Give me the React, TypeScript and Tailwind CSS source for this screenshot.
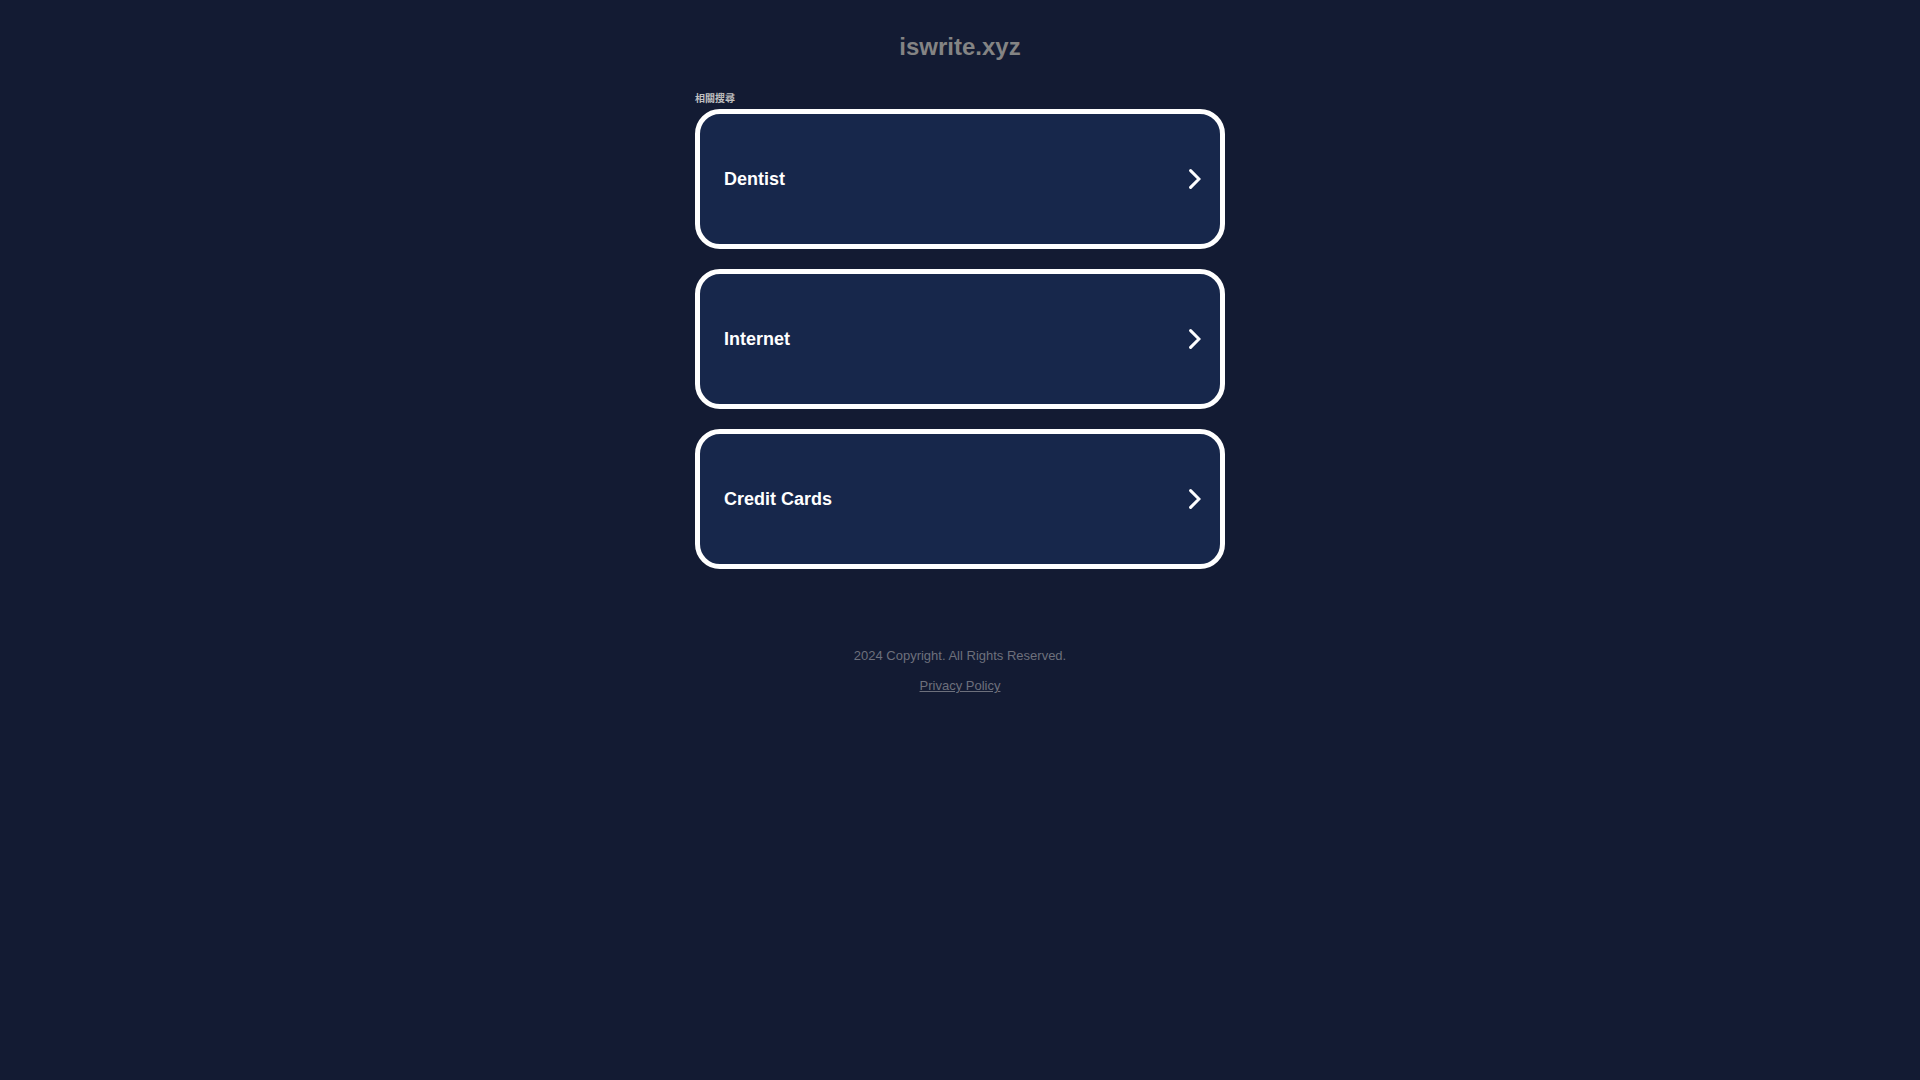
const terms = ["Dentist", "Internet", "Credit Cards"];

function Chevron() {
  return (
    <svg width="12" height="20" viewBox="0 0 12 20" fill="none" aria-hidden="true">
      <path d="M1.6 1.6 L10 10 L1.6 18.4" stroke="#fff" strokeWidth="3" strokeLinecap="round" />
    </svg>
  );
}

export default function App() {
  return (
    <div className="flex min-h-screen flex-col items-center bg-[#131b33] font-['Liberation_Sans',Arial,sans-serif]">
      <h1 className="pt-[33px] text-2xl leading-7 font-bold text-[#848484]">iswrite.xyz</h1>
      <main className="mt-8 w-full max-w-[530px]">
        <h2 className="mb-1 font-['Liberation_Sans','Noto_Sans_CJK_TC',sans-serif] text-[10px] leading-3 font-bold text-[#c0c0c0]" lang="zh-TW">
          相關搜尋
        </h2>
        <ul className="flex flex-col gap-5">
          {terms.map((term) => (
            <li key={term}>
              <a
                href="#"
                className="flex h-[140px] items-center justify-between rounded-[25px] border-[5px] border-white bg-[#17274b] pr-[19px] pl-6 text-lg font-bold text-white"
              >
                {term}
                <Chevron />
              </a>
            </li>
          ))}
        </ul>
      </main>
      <footer className="mt-[78px] flex flex-col items-center gap-3 text-[13px] leading-[18px] text-[#6d707c]">
        <p>2024 Copyright. All Rights Reserved.</p>
        <a href="#" className="underline">Privacy Policy</a>
      </footer>
    </div>
  );
}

============

WHAT YOU ARE ASKED TO DO:
Reproduce each line exactly, please, except for any pictures.

FINISHED ANSWER:
Give me the React, TypeScript and Tailwind CSS source for this screenshot.
const terms = ["Dentist", "Internet", "Credit Cards"];

function Chevron() {
  return (
    <svg width="12" height="20" viewBox="0 0 12 20" fill="none" aria-hidden="true">
      <path d="M1.6 1.6 L10 10 L1.6 18.4" stroke="#fff" strokeWidth="3" strokeLinecap="round" />
    </svg>
  );
}

export default function App() {
  return (
    <div className="flex min-h-screen flex-col items-center bg-[#131b33] font-['Liberation_Sans',Arial,sans-serif]">
      <h1 className="pt-[33px] text-2xl leading-7 font-bold text-[#848484]">iswrite.xyz</h1>
      <main className="mt-8 w-full max-w-[530px]">
        <h2 className="mb-1 font-['Liberation_Sans','Noto_Sans_CJK_TC',sans-serif] text-[10px] leading-3 font-bold text-[#c0c0c0]" lang="zh-TW">
          相關搜尋
        </h2>
        <ul className="flex flex-col gap-5">
          {terms.map((term) => (
            <li key={term}>
              <a
                href="#"
                className="flex h-[140px] items-center justify-between rounded-[25px] border-[5px] border-white bg-[#17274b] pr-[19px] pl-6 text-lg font-bold text-white"
              >
                {term}
                <Chevron />
              </a>
            </li>
          ))}
        </ul>
      </main>
      <footer className="mt-[78px] flex flex-col items-center gap-3 text-[13px] leading-[18px] text-[#6d707c]">
        <p>2024 Copyright. All Rights Reserved.</p>
        <a href="#" className="underline">Privacy Policy</a>
      </footer>
    </div>
  );
}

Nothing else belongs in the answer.